What you will do = Return the material exactly as supplied, apart from the pictures, which are omitted.

Supplied data =
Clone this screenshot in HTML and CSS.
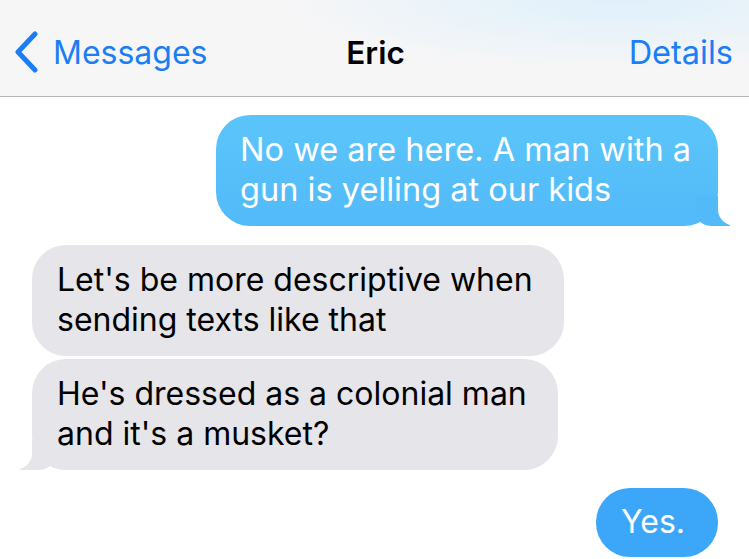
FILE: index.html
```html
<!DOCTYPE html>
<html>
<head>
  <title>Eric</title>
  <link rel="stylesheet" href="styles.css">
</head>
<body>
  <header class="navbar">
    <a class="nav-back" href="#">
      <svg class="chevron" width="30" height="44" viewBox="0 0 30 44">
        <polyline points="21,3 4,21 21,39" fill="none" stroke="#1b7ef5" stroke-width="5" stroke-linecap="round" stroke-linejoin="round"/>
      </svg>
      <span>Messages</span>
    </a>
    <div class="nav-title">Eric</div>
    <a class="nav-details" href="#">Details</a>
  </header>

  <main class="thread">
    <div class="row out">
      <div class="bubble sent tail">No we are here. A man with a<br>gun is yelling at our kids</div>
    </div>
    <div class="row in">
      <div class="bubble received">Let's be more descriptive when<br>sending texts like that</div>
    </div>
    <div class="row in tight">
      <div class="bubble received tail">He's dressed as a colonial man<br>and it's a musket?</div>
    </div>
    <div class="row out last">
      <div class="bubble sent yes">Yes.</div>
    </div>
  </main>
</body>
</html>
```

FILE: styles.css
```css
html, body {
  margin: 0;
  padding: 0;
}

body {
  background: #fff;
  font-family: Inter, "Liberation Sans", Arial, sans-serif;
  overflow: hidden;
}

.navbar {
  height: 97px;
  border-bottom: 1px solid #b4b4b6;
  background:
    radial-gradient(ellipse 340px 70px at 620px 0px, #dff0fb 0%, rgba(235, 244, 250, 0) 100%),
    #f6f6f7;
  display: grid;
  grid-template-columns: 1fr auto 1fr;
  align-items: center;
  padding: 8px 16px 0 14px;
  box-sizing: border-box;
}

.nav-back {
  justify-self: start;
  display: flex;
  align-items: center;
  gap: 9px;
  color: #1b7ef5;
  text-decoration: none;
  font-size: 32px;
}

.chevron {
  display: block;
  margin-top: 2px;
}

.nav-title {
  font-size: 31.5px;
  font-weight: 600;
  color: #000;
  margin-left: 4px;
}

.nav-details {
  justify-self: end;
  color: #1b7ef5;
  text-decoration: none;
  font-size: 32.5px;
}

.thread {
  display: flex;
  flex-direction: column;
  padding: 18px 31px 0 32px;
}

.row {
  display: flex;
  margin-top: 19px;
}

.row:first-child {
  margin-top: 0;
}

.row.tight {
  margin-top: 3px;
}

.row.last {
  margin-top: 18px;
}

.row.out {
  justify-content: flex-end;
}

.bubble {
  position: relative;
  font-size: 32px;
  line-height: 40px;
  border-radius: 34px;
}

.bubble.sent {
  color: #fff;
  font-size: 32.5px;
  padding: 15px 27px 16px 24px;
  background: linear-gradient(#5bc5fa, #52baf9);
}

.bubble.received {
  color: #000;
  padding: 15px 31px 16px 25px;
  background: #e5e5ea;
}

.bubble.yes {
  font-size: 32px;
  background: #3ca6f9;
  padding: 14px 33px 15px 25px;
}

.bubble.sent.tail::before {
  content: "";
  position: absolute;
  right: -12px;
  bottom: 0;
  width: 34px;
  height: 30px;
  background: #53baf9;
  border-bottom-left-radius: 16px 12px;
}

.bubble.sent.tail::after {
  content: "";
  position: absolute;
  right: -30px;
  bottom: 0;
  width: 30px;
  height: 30px;
  background: #fff;
  border-bottom-left-radius: 18px 16px;
}

.bubble.received.tail::before {
  content: "";
  position: absolute;
  left: -12px;
  bottom: 0;
  width: 34px;
  height: 30px;
  background: #e5e5ea;
  border-bottom-right-radius: 16px 12px;
}

.bubble.received.tail::after {
  content: "";
  position: absolute;
  left: -30px;
  bottom: 0;
  width: 30px;
  height: 30px;
  background: #fff;
  border-bottom-right-radius: 18px 16px;
}
```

Result of the task =
Clone this screenshot in HTML and CSS.
FILE: index.html
```html
<!DOCTYPE html>
<html>
<head>
  <title>Eric</title>
  <link rel="stylesheet" href="styles.css">
</head>
<body>
  <header class="navbar">
    <a class="nav-back" href="#">
      <svg class="chevron" width="30" height="44" viewBox="0 0 30 44">
        <polyline points="21,3 4,21 21,39" fill="none" stroke="#1b7ef5" stroke-width="5" stroke-linecap="round" stroke-linejoin="round"/>
      </svg>
      <span>Messages</span>
    </a>
    <div class="nav-title">Eric</div>
    <a class="nav-details" href="#">Details</a>
  </header>

  <main class="thread">
    <div class="row out">
      <div class="bubble sent tail">No we are here. A man with a<br>gun is yelling at our kids</div>
    </div>
    <div class="row in">
      <div class="bubble received">Let's be more descriptive when<br>sending texts like that</div>
    </div>
    <div class="row in tight">
      <div class="bubble received tail">He's dressed as a colonial man<br>and it's a musket?</div>
    </div>
    <div class="row out last">
      <div class="bubble sent yes">Yes.</div>
    </div>
  </main>
</body>
</html>
```

FILE: styles.css
```css
html, body {
  margin: 0;
  padding: 0;
}

body {
  background: #fff;
  font-family: Inter, "Liberation Sans", Arial, sans-serif;
  overflow: hidden;
}

.navbar {
  height: 97px;
  border-bottom: 1px solid #b4b4b6;
  background:
    radial-gradient(ellipse 340px 70px at 620px 0px, #dff0fb 0%, rgba(235, 244, 250, 0) 100%),
    #f6f6f7;
  display: grid;
  grid-template-columns: 1fr auto 1fr;
  align-items: center;
  padding: 8px 16px 0 14px;
  box-sizing: border-box;
}

.nav-back {
  justify-self: start;
  display: flex;
  align-items: center;
  gap: 9px;
  color: #1b7ef5;
  text-decoration: none;
  font-size: 32px;
}

.chevron {
  display: block;
  margin-top: 2px;
}

.nav-title {
  font-size: 31.5px;
  font-weight: 600;
  color: #000;
  margin-left: 4px;
}

.nav-details {
  justify-self: end;
  color: #1b7ef5;
  text-decoration: none;
  font-size: 32.5px;
}

.thread {
  display: flex;
  flex-direction: column;
  padding: 18px 31px 0 32px;
}

.row {
  display: flex;
  margin-top: 19px;
}

.row:first-child {
  margin-top: 0;
}

.row.tight {
  margin-top: 3px;
}

.row.last {
  margin-top: 18px;
}

.row.out {
  justify-content: flex-end;
}

.bubble {
  position: relative;
  font-size: 32px;
  line-height: 40px;
  border-radius: 34px;
}

.bubble.sent {
  color: #fff;
  font-size: 32.5px;
  padding: 15px 27px 16px 24px;
  background: linear-gradient(#5bc5fa, #52baf9);
}

.bubble.received {
  color: #000;
  padding: 15px 31px 16px 25px;
  background: #e5e5ea;
}

.bubble.yes {
  font-size: 32px;
  background: #3ca6f9;
  padding: 14px 33px 15px 25px;
}

.bubble.sent.tail::before {
  content: "";
  position: absolute;
  right: -12px;
  bottom: 0;
  width: 34px;
  height: 30px;
  background: #53baf9;
  border-bottom-left-radius: 16px 12px;
}

.bubble.sent.tail::after {
  content: "";
  position: absolute;
  right: -30px;
  bottom: 0;
  width: 30px;
  height: 30px;
  background: #fff;
  border-bottom-left-radius: 18px 16px;
}

.bubble.received.tail::before {
  content: "";
  position: absolute;
  left: -12px;
  bottom: 0;
  width: 34px;
  height: 30px;
  background: #e5e5ea;
  border-bottom-right-radius: 16px 12px;
}

.bubble.received.tail::after {
  content: "";
  position: absolute;
  left: -30px;
  bottom: 0;
  width: 30px;
  height: 30px;
  background: #fff;
  border-bottom-right-radius: 18px 16px;
}
```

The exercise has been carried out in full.